* **Goal of the exercise**
Leaving out the pictures, retype all the material exactly.

──────── Source material ────────

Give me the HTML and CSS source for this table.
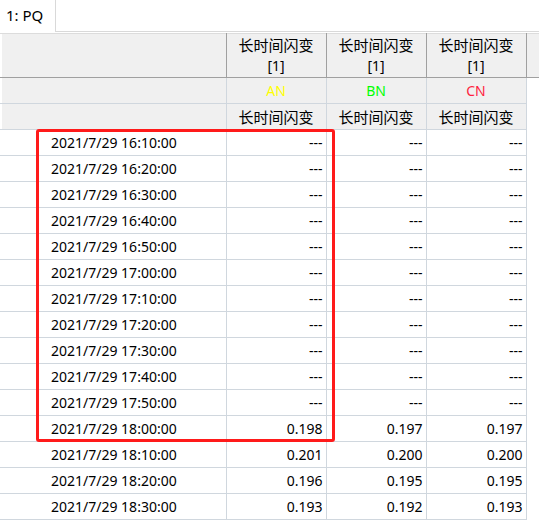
FILE: index.html
```html
<!DOCTYPE html>
<html>
<head>
<meta charset="utf-8">
<link rel="stylesheet" href="styles.css">
</head>
<body>
<div class="tabbar">
  <div class="tab">1: PQ</div>
  <div class="tabrest"></div>
</div>
<div class="wrap">
<table class="grid">
  <colgroup>
    <col class="c0"><col class="c1"><col class="c1"><col class="c1"><col class="cf">
  </colgroup>
  <tr class="h1">
    <th class="first"></th><th><span class="cjk">长时间闪变</span><br>[1]</th><th><span class="cjk">长时间闪变</span><br>[1]</th><th><span class="cjk">长时间闪变</span><br>[1]</th><th class="fill"></th>
  </tr>
  <tr class="h2">
    <th class="first"></th><th class="an">AN</th><th class="bn">BN</th><th class="cn">CN</th><td class="none"></td>
  </tr>
  <tr class="h2">
    <th class="first"></th><th class="cjk">长时间闪变</th><th class="cjk">长时间闪变</th><th class="cjk">长时间闪变</th><td class="none"></td>
  </tr>
  <tr><td class="t">2021/7/29 16:10:00</td><td>---</td><td>---</td><td>---</td><td class="none"></td></tr>
  <tr><td class="t">2021/7/29 16:20:00</td><td>---</td><td>---</td><td>---</td><td class="none"></td></tr>
  <tr><td class="t">2021/7/29 16:30:00</td><td>---</td><td>---</td><td>---</td><td class="none"></td></tr>
  <tr><td class="t">2021/7/29 16:40:00</td><td>---</td><td>---</td><td>---</td><td class="none"></td></tr>
  <tr><td class="t">2021/7/29 16:50:00</td><td>---</td><td>---</td><td>---</td><td class="none"></td></tr>
  <tr><td class="t">2021/7/29 17:00:00</td><td>---</td><td>---</td><td>---</td><td class="none"></td></tr>
  <tr><td class="t">2021/7/29 17:10:00</td><td>---</td><td>---</td><td>---</td><td class="none"></td></tr>
  <tr><td class="t">2021/7/29 17:20:00</td><td>---</td><td>---</td><td>---</td><td class="none"></td></tr>
  <tr><td class="t">2021/7/29 17:30:00</td><td>---</td><td>---</td><td>---</td><td class="none"></td></tr>
  <tr><td class="t">2021/7/29 17:40:00</td><td>---</td><td>---</td><td>---</td><td class="none"></td></tr>
  <tr><td class="t">2021/7/29 17:50:00</td><td>---</td><td>---</td><td>---</td><td class="none"></td></tr>
  <tr><td class="t">2021/7/29 18:00:00</td><td>0.198</td><td>0.197</td><td>0.197</td><td class="none"></td></tr>
  <tr><td class="t">2021/7/29 18:10:00</td><td>0.201</td><td>0.200</td><td>0.200</td><td class="none"></td></tr>
  <tr><td class="t">2021/7/29 18:20:00</td><td>0.196</td><td>0.195</td><td>0.195</td><td class="none"></td></tr>
  <tr><td class="t">2021/7/29 18:30:00</td><td>0.193</td><td>0.192</td><td>0.193</td><td class="none"></td></tr>
</table>
<div class="highlight"></div>
</div>
</body>
</html>
```
FILE: styles.css
```css
html, body {
  margin: 0;
  padding: 0;
  background: #ffffff;
  font-family: "Noto Sans", "Noto Sans CJK SC", sans-serif;
  font-size: 14px;
  color: #000;
  overflow: hidden;
}
.tabbar {
  display: flex;
  height: 32px;
}
.tab {
  width: 49px;
  padding-left: 6px;
  line-height: 31px;
  font-size: 15px;
  border-right: 1px solid #d9d9d9;
  color: #000;
}
.tabrest {
  flex: 1;
  height: 31px;
  border-bottom: 1px solid #d9d9d9;
}
.wrap {
  position: relative;
  padding-top: 1px;
}
.grid {
  border-collapse: collapse;
  table-layout: fixed;
  width: 539px;
}
.c0 { width: 226px; }
.c1 { width: 100px; }
.cf { width: 13px; }
.cjk {
  font-family: "Noto Sans CJK SC", sans-serif;
  font-size: 15px;
}
.grid th {
  background: #f0f0f0;
  font-weight: normal;
  text-align: center;
  padding: 0;
}
.grid th.first {
  box-shadow: inset 2px 0 0 #ffffff;
}
.h1 th {
  height: 43px;
  line-height: 20px;
  border-top: 1px solid #dcdcdc;
  border-right: 1px solid #a0a0a0;
  border-bottom: 1px solid #a0a0a0;
  vertical-align: middle;
}
.h1 th.fill { border-right: none; }
.h2 th {
  height: 25px;
  line-height: 25px;
  border-right: 1px solid #d0d7de;
  border-bottom: 1px solid #d0d7de;
}
.grid td {
  height: 25px;
  line-height: 25px;
  padding: 0 3px 0 0;
  text-align: right;
  border-right: 1px solid #d0d7de;
  border-bottom: 1px solid #d0d7de;
  white-space: nowrap;
}
.grid td.t {
  text-align: left;
  padding-left: 51px;
}
.grid td.none {
  border: none;
  background: #fff;
}
.an { color: #ffff00; }
.bn { color: #00ff00; }
.cn { color: #ff1e40; }
.highlight {
  position: absolute;
  left: 36px;
  top: 97px;
  width: 293px;
  height: 307px;
  border: 3px solid #ff1a1a;
  border-radius: 3px;
}
```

────────

* **Worked answer**
Give me the HTML and CSS source for this table.
FILE: index.html
```html
<!DOCTYPE html>
<html>
<head>
<meta charset="utf-8">
<link rel="stylesheet" href="styles.css">
</head>
<body>
<div class="tabbar">
  <div class="tab">1: PQ</div>
  <div class="tabrest"></div>
</div>
<div class="wrap">
<table class="grid">
  <colgroup>
    <col class="c0"><col class="c1"><col class="c1"><col class="c1"><col class="cf">
  </colgroup>
  <tr class="h1">
    <th class="first"></th><th><span class="cjk">长时间闪变</span><br>[1]</th><th><span class="cjk">长时间闪变</span><br>[1]</th><th><span class="cjk">长时间闪变</span><br>[1]</th><th class="fill"></th>
  </tr>
  <tr class="h2">
    <th class="first"></th><th class="an">AN</th><th class="bn">BN</th><th class="cn">CN</th><td class="none"></td>
  </tr>
  <tr class="h2">
    <th class="first"></th><th class="cjk">长时间闪变</th><th class="cjk">长时间闪变</th><th class="cjk">长时间闪变</th><td class="none"></td>
  </tr>
  <tr><td class="t">2021/7/29 16:10:00</td><td>---</td><td>---</td><td>---</td><td class="none"></td></tr>
  <tr><td class="t">2021/7/29 16:20:00</td><td>---</td><td>---</td><td>---</td><td class="none"></td></tr>
  <tr><td class="t">2021/7/29 16:30:00</td><td>---</td><td>---</td><td>---</td><td class="none"></td></tr>
  <tr><td class="t">2021/7/29 16:40:00</td><td>---</td><td>---</td><td>---</td><td class="none"></td></tr>
  <tr><td class="t">2021/7/29 16:50:00</td><td>---</td><td>---</td><td>---</td><td class="none"></td></tr>
  <tr><td class="t">2021/7/29 17:00:00</td><td>---</td><td>---</td><td>---</td><td class="none"></td></tr>
  <tr><td class="t">2021/7/29 17:10:00</td><td>---</td><td>---</td><td>---</td><td class="none"></td></tr>
  <tr><td class="t">2021/7/29 17:20:00</td><td>---</td><td>---</td><td>---</td><td class="none"></td></tr>
  <tr><td class="t">2021/7/29 17:30:00</td><td>---</td><td>---</td><td>---</td><td class="none"></td></tr>
  <tr><td class="t">2021/7/29 17:40:00</td><td>---</td><td>---</td><td>---</td><td class="none"></td></tr>
  <tr><td class="t">2021/7/29 17:50:00</td><td>---</td><td>---</td><td>---</td><td class="none"></td></tr>
  <tr><td class="t">2021/7/29 18:00:00</td><td>0.198</td><td>0.197</td><td>0.197</td><td class="none"></td></tr>
  <tr><td class="t">2021/7/29 18:10:00</td><td>0.201</td><td>0.200</td><td>0.200</td><td class="none"></td></tr>
  <tr><td class="t">2021/7/29 18:20:00</td><td>0.196</td><td>0.195</td><td>0.195</td><td class="none"></td></tr>
  <tr><td class="t">2021/7/29 18:30:00</td><td>0.193</td><td>0.192</td><td>0.193</td><td class="none"></td></tr>
</table>
<div class="highlight"></div>
</div>
</body>
</html>
```
FILE: styles.css
```css
html, body {
  margin: 0;
  padding: 0;
  background: #ffffff;
  font-family: "Noto Sans", "Noto Sans CJK SC", sans-serif;
  font-size: 14px;
  color: #000;
  overflow: hidden;
}
.tabbar {
  display: flex;
  height: 32px;
}
.tab {
  width: 49px;
  padding-left: 6px;
  line-height: 31px;
  font-size: 15px;
  border-right: 1px solid #d9d9d9;
  color: #000;
}
.tabrest {
  flex: 1;
  height: 31px;
  border-bottom: 1px solid #d9d9d9;
}
.wrap {
  position: relative;
  padding-top: 1px;
}
.grid {
  border-collapse: collapse;
  table-layout: fixed;
  width: 539px;
}
.c0 { width: 226px; }
.c1 { width: 100px; }
.cf { width: 13px; }
.cjk {
  font-family: "Noto Sans CJK SC", sans-serif;
  font-size: 15px;
}
.grid th {
  background: #f0f0f0;
  font-weight: normal;
  text-align: center;
  padding: 0;
}
.grid th.first {
  box-shadow: inset 2px 0 0 #ffffff;
}
.h1 th {
  height: 43px;
  line-height: 20px;
  border-top: 1px solid #dcdcdc;
  border-right: 1px solid #a0a0a0;
  border-bottom: 1px solid #a0a0a0;
  vertical-align: middle;
}
.h1 th.fill { border-right: none; }
.h2 th {
  height: 25px;
  line-height: 25px;
  border-right: 1px solid #d0d7de;
  border-bottom: 1px solid #d0d7de;
}
.grid td {
  height: 25px;
  line-height: 25px;
  padding: 0 3px 0 0;
  text-align: right;
  border-right: 1px solid #d0d7de;
  border-bottom: 1px solid #d0d7de;
  white-space: nowrap;
}
.grid td.t {
  text-align: left;
  padding-left: 51px;
}
.grid td.none {
  border: none;
  background: #fff;
}
.an { color: #ffff00; }
.bn { color: #00ff00; }
.cn { color: #ff1e40; }
.highlight {
  position: absolute;
  left: 36px;
  top: 97px;
  width: 293px;
  height: 307px;
  border: 3px solid #ff1a1a;
  border-radius: 3px;
}
```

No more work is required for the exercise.